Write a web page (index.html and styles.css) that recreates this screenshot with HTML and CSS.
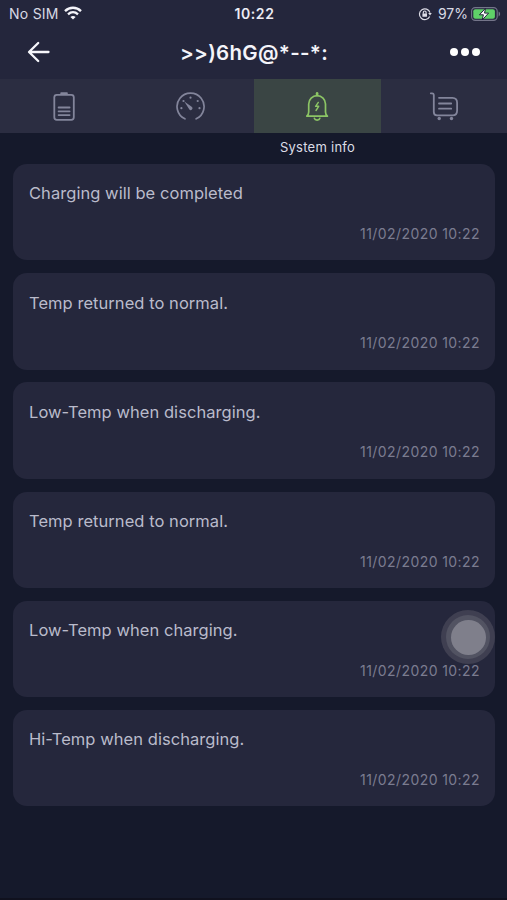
FILE: index.html
```html
<!DOCTYPE html>
<html lang="en">
<head>
<meta charset="utf-8">
<title>System info</title>
<link rel="stylesheet" href="styles.css">
</head>
<body>
<div class="screen">
  <header class="top">
    <div class="status">
      <div class="status-left">
        <span class="carrier">No SIM</span>
        <svg class="wifi" width="18" height="14" viewBox="0 0 18 14" fill="none" stroke="#f4f4fa" stroke-width="2.3">
          <path d="M1 5.1C5.5.6 12.5.6 17 5.1M4 8.3c3-2.8 7-2.8 10 0"/>
          <path d="M9 13.6 6.4 11c1.5-1.3 3.7-1.3 5.2 0z" fill="#f4f4fa" stroke="none"/>
        </svg>
      </div>
      <span class="clock">10:22</span>
      <div class="status-right">
        <svg class="lock" width="14" height="14" viewBox="0 0 14 14" fill="none" stroke="#dcdce6" stroke-width="1.2">
          <path d="M11.7 9.6A5.4 5.4 0 1 1 12 5.6"/>
          <path d="M10.2 6h3.6L12 8.6z" fill="#dcdce6" stroke="none"/>
          <path d="M5.3 6.7V5.4a1.4 1.4 0 0 1 2.8 0v1.3"/>
          <rect x="4.4" y="6.4" width="4.6" height="3.4" rx=".5" fill="#dcdce6" stroke="none"/>
        </svg>
        <span class="percent">97%</span>
        <svg class="power" width="30" height="14" viewBox="0 0 30 14">
          <rect x=".6" y=".6" width="25.6" height="12.8" rx="3.6" fill="none" stroke="#74758a" stroke-width="1.1"/>
          <rect x="2.3" y="2.2" width="21.6" height="9.6" rx="2" fill="#5fd068"/>
          <path d="M27.6 4.6c2 .7 2 4.1 0 4.8z" fill="#74758a"/>
          <path d="M14.6 1.2 8.4 7.8h4L11.2 13l6.4-6.9h-4.1z" fill="#fff" stroke="#24263c" stroke-width="1"/>
        </svg>
      </div>
    </div>
    <div class="nav">
      <svg class="back" width="24" height="22" viewBox="0 0 24 22" fill="none" stroke="#f6f6fb" stroke-width="2.3" stroke-linecap="round" stroke-linejoin="round">
        <path d="M11.2 2 2 11l9.2 9M2.3 11H21.5"/>
      </svg>
      <h1 class="title">&gt;&gt;)6hG@*--*:</h1>
      <svg class="more" width="32" height="10" viewBox="0 0 32 10" fill="#fff">
        <circle cx="5" cy="5" r="4"/><circle cx="16" cy="5" r="4"/><circle cx="27" cy="5" r="4"/>
      </svg>
    </div>
  </header>
  <nav class="tabs">
    <div class="tab">
      <svg width="32" height="32" viewBox="0 0 32 32" fill="none" stroke="#83859b" stroke-width="1.8" stroke-linecap="round">
        <rect x="7.3" y="4.8" width="19.5" height="25" rx="2.5"/>
        <path d="M14.3 3.3h5.5" stroke-width="2.2"/>
        <path d="M11.6 17.5h11M11.6 21.3h11M11.6 25.1h11"/>
      </svg>
    </div>
    <div class="tab">
      <svg width="32" height="32" viewBox="0 0 32 32" fill="none" stroke="#83859b" stroke-width="1.7" stroke-linecap="round">
        <path d="M10.9 28.8A13.5 13.5 0 1 1 22.2 28.8"/>
        <path d="M10.3 11.6 15.2 19.2a1.8 1.8 0 1 0 2.5-2.5z" fill="#83859b" stroke="none"/>
        <g fill="#83859b" stroke="none"><circle cx="16.5" cy="7.7" r="1.1"/><circle cx="23.7" cy="11" r="1.1"/><circle cx="9.5" cy="11" r="1.1"/><circle cx="25.5" cy="18.2" r="1.1"/><circle cx="7.4" cy="18.2" r="1.1"/></g>
      </svg>
    </div>
    <div class="tab active">
      <svg width="32" height="32" viewBox="0 0 32 32" fill="none" stroke="#8cc565" stroke-width="1.7" stroke-linecap="round" stroke-linejoin="round">
        <path d="M5.8 26.2h20.6c-1.4-1.3-1.9-2.4-1.9-4.2v-8a8.4 8.4 0 0 0-16.8 0v8c0 1.8-.5 2.9-1.9 4.2z"/>
        <path d="M16.1 3.3v1.8" stroke-width="2.6"/>
        <path d="M13.4 28.4c.6 2.2 4.8 2.2 5.4 0"/>
        <path d="M17.3 12.4 14.6 16.3h3.1L15 20.5" stroke-width="1.4"/>
      </svg>
    </div>
    <div class="tab last">
      <svg width="32" height="32" viewBox="0 0 32 32" fill="none" stroke="#83859b" stroke-width="1.8" stroke-linecap="round" stroke-linejoin="round">
        <path d="M2.8 3.3h1.4c1 0 1.5.5 1.6 1.5V22c0 2 1.2 3.3 3.2 3.3h15.5c3 0 4.6-1.7 4.6-4.6v-8c0-3-1.6-4.9-4.6-4.9H11"/>
        <path d="M11 13.5h12.2M11 18.7h12.2"/>
        <g fill="#83859b" stroke="none"><circle cx="11.2" cy="28.5" r="1.7"/><circle cx="23.5" cy="28.5" r="1.7"/></g>
      </svg>
    </div>
  </nav>
  <div class="tab-label">System info</div>
  <main class="list">
    <article class="card"><p class="message">Charging will be completed</p><time class="date">11/02/2020 10:22</time></article>
    <article class="card"><p class="message">Temp returned to normal.</p><time class="date">11/02/2020 10:22</time></article>
    <article class="card"><p class="message">Low-Temp when discharging.</p><time class="date">11/02/2020 10:22</time></article>
    <article class="card"><p class="message">Temp returned to normal.</p><time class="date">11/02/2020 10:22</time></article>
    <article class="card"><p class="message">Low-Temp when charging.</p><time class="date">11/02/2020 10:22</time></article>
    <article class="card"><p class="message">Hi-Temp when discharging.</p><time class="date">11/02/2020 10:22</time></article>
  </main>
  <div class="touch"><div class="touch-mid"><div class="touch-core"></div></div></div>
</div>
</body>
</html>
```
FILE: styles.css
```css
* { box-sizing: border-box; }
body { margin: 0; background: #15192b; font-family: Inter, "Liberation Sans", sans-serif; }
h1, p { margin: 0; }
svg { display: block; flex: none; }
.screen { position: relative; width: 507px; height: 900px; overflow: hidden; background: #15192b; border-bottom: 2px solid #10111e; }
.top { height: 79px; background: #24263c; }
.status { display: grid; grid-template-columns: 1fr auto 1fr; align-items: center; height: 27px; padding: 0 6px 0 8px; }
.status-left, .status-right { display: flex; align-items: center; }
.status-right { justify-content: flex-end; }
.carrier { margin-left: 1px; font-size: 14px; color: #d8d9e4; letter-spacing: .25px; }
.wifi { margin-left: 5px; margin-top: -2px; }
.clock { font-size: 14px; font-weight: 600; color: #ececf4; letter-spacing: .6px; }
.percent { margin: 0 3px 0 6px; font-size: 14px; color: #d8d9e4; }
.nav { display: grid; grid-template-columns: 1fr auto 1fr; align-items: center; height: 50px; padding: 0 26px 0 27px; }
.more { justify-self: end; }
.title { padding-top: 2px; font-size: 20.5px; line-height: 24px; font-weight: 600; color: #f4f4fa; letter-spacing: .3px; font-feature-settings: "calt" 0; }
.tabs { display: grid; grid-template-columns: 127px 127px 127px 126px; height: 54px; background: #2b2d41; }
.tab { display: flex; align-items: center; justify-content: center; padding-right: 1px; }
.last { padding-right: 0; }
.active { background: #3a4544; }
.tab-label { width: 127px; height: 31px; margin-left: 254px; padding-top: 5px; font-size: 13px; line-height: 18px; text-align: center; color: #dcdde6; letter-spacing: .25px; }
.list { display: grid; gap: 12.8px; padding: 0 12px 0 13px; }
.card { display: flex; flex-direction: column; justify-content: space-between; height: 96.4px; padding: 18.4px 15px 16.4px 16px; border-radius: 14px; background: #25273c; }
.message { font-size: 16.5px; line-height: 22px; color: #babbcb; letter-spacing: .05px; }
.date { align-self: flex-end; font-size: 14px; line-height: 20px; color: #7b7c90; letter-spacing: .42px; }
.touch { position: absolute; left: 441px; top: 610px; width: 54px; height: 54px; padding: 5px; border-radius: 50%; background: rgba(74, 74, 90, .7); }
.touch-mid { width: 44px; height: 44px; padding: 4.5px; border-radius: 50%; background: #525362; }
.touch-core { width: 35px; height: 35px; border-radius: 50%; background: #7f7f8b; }
```
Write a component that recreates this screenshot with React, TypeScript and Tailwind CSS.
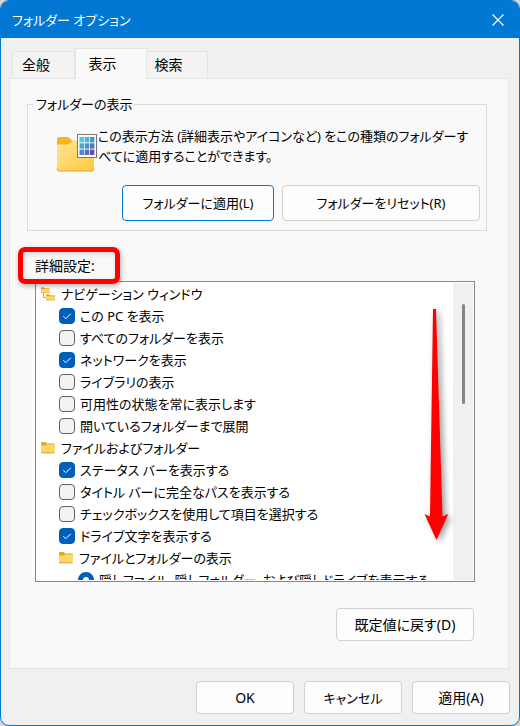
--*--
- **STATED PROBLEM**
From the entries above, copy each line holding "that".

- **RESPONSE TO THE EXERCISE**
Write a web page (index.html and styles.css) that recreates this screenshot with HTML and CSS.
Write a component that recreates this screenshot with React, TypeScript and Tailwind CSS.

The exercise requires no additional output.